----- Provided material

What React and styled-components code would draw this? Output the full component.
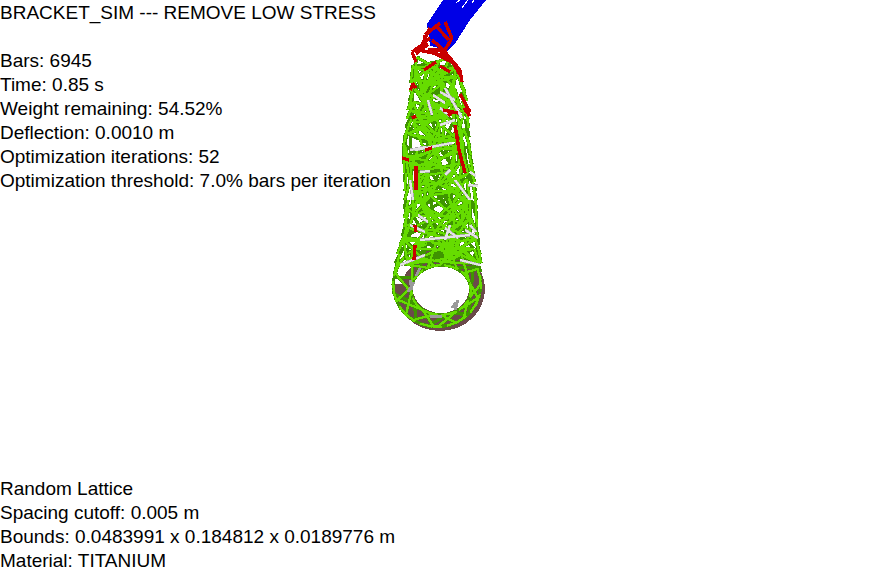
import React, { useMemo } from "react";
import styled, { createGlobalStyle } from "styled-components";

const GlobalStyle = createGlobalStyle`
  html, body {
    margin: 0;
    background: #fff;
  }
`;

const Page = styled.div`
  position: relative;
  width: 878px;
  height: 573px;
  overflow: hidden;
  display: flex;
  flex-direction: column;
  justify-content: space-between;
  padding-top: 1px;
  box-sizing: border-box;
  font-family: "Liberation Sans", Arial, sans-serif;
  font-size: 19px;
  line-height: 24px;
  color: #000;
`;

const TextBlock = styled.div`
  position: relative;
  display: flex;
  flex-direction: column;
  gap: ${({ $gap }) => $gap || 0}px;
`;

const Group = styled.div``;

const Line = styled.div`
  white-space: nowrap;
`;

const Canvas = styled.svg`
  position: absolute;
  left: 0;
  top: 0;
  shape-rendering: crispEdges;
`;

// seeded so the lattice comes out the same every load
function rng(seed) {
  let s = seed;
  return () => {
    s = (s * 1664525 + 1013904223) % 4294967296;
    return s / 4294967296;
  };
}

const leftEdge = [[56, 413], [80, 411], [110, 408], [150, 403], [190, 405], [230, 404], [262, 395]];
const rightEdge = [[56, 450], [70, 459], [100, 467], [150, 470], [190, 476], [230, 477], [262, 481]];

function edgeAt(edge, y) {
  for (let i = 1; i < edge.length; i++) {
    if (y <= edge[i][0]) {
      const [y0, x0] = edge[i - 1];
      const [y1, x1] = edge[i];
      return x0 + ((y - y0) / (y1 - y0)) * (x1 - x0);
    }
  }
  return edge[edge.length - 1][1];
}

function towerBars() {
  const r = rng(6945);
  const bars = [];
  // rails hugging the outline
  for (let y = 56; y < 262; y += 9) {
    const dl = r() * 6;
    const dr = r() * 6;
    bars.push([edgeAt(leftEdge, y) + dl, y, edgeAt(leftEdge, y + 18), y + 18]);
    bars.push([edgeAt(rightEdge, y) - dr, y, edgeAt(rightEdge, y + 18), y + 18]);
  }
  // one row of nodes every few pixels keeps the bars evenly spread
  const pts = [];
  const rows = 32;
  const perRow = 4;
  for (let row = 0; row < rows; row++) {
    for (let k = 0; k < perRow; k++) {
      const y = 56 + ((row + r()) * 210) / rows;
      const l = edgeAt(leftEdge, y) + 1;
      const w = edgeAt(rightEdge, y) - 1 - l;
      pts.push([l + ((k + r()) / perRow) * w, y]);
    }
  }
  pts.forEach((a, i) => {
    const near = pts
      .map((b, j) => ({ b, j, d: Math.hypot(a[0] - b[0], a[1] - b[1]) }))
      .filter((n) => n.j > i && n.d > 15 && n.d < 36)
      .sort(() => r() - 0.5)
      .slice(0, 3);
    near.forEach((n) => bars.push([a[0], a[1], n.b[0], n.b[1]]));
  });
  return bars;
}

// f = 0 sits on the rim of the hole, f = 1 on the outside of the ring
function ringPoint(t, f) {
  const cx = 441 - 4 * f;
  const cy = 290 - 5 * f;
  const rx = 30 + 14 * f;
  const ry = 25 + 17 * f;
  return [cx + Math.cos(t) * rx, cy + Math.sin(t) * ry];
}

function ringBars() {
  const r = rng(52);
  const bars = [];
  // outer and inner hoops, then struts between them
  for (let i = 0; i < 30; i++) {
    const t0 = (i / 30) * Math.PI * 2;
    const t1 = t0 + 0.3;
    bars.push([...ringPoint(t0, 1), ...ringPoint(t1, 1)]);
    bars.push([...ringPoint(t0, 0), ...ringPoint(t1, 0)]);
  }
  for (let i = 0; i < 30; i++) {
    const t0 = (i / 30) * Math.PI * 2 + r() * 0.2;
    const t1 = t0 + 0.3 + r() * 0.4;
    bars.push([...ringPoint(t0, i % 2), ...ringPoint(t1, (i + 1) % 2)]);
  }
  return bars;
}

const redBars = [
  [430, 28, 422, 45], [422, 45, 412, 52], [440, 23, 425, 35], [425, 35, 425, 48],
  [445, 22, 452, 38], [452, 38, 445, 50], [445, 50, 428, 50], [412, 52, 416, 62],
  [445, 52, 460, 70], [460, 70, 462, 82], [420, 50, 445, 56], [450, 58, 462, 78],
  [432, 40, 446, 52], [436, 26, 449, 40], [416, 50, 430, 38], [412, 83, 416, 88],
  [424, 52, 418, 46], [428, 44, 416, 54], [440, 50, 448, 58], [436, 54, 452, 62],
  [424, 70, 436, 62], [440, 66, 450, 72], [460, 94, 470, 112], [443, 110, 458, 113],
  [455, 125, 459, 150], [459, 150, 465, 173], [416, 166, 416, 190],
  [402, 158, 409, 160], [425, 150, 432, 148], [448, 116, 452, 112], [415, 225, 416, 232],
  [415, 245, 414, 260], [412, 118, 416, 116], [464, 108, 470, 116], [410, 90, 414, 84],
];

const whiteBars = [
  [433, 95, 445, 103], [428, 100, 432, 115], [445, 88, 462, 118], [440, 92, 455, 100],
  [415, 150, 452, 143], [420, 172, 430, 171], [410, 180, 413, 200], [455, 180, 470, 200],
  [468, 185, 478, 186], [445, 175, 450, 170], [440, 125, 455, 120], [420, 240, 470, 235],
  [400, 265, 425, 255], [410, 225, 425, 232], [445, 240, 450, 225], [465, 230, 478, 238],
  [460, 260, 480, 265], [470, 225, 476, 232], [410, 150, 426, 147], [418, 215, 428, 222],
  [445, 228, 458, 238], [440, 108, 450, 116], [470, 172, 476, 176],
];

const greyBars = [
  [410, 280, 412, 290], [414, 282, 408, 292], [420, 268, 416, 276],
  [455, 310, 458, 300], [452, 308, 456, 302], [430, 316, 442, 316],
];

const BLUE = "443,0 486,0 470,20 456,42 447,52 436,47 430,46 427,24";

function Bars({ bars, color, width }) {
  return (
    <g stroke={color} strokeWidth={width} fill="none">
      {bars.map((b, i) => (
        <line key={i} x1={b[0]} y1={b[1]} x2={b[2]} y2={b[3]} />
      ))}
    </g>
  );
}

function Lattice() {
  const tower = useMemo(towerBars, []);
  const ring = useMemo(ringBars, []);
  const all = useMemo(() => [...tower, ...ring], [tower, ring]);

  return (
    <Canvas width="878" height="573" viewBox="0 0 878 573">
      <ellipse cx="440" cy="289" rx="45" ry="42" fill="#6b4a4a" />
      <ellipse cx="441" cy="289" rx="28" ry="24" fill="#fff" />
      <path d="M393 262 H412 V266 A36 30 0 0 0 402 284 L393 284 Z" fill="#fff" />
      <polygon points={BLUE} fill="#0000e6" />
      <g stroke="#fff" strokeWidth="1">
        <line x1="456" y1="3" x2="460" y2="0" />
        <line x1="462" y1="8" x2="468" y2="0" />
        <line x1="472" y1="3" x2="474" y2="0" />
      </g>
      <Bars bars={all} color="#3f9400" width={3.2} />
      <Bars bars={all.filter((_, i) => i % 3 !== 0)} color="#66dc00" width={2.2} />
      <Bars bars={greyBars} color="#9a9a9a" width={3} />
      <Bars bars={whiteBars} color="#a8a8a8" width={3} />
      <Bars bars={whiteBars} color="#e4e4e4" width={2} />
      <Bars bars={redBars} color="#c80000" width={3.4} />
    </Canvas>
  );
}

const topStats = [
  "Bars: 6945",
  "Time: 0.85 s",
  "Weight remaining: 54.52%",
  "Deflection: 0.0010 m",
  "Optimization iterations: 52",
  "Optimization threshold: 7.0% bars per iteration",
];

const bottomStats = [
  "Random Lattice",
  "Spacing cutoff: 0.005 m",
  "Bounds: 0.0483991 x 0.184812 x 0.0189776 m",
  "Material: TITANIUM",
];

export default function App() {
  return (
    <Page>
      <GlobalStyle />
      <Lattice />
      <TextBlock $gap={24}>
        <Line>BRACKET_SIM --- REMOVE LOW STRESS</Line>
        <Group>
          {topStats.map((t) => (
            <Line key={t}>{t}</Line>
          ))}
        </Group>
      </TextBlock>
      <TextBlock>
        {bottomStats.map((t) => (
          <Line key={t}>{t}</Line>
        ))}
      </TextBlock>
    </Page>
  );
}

----------

**Directions**
Where a line above includes "components", copy that line.

**Task solution**
What React and styled-components code would draw this? Output the full component.
import styled, { createGlobalStyle } from "styled-components";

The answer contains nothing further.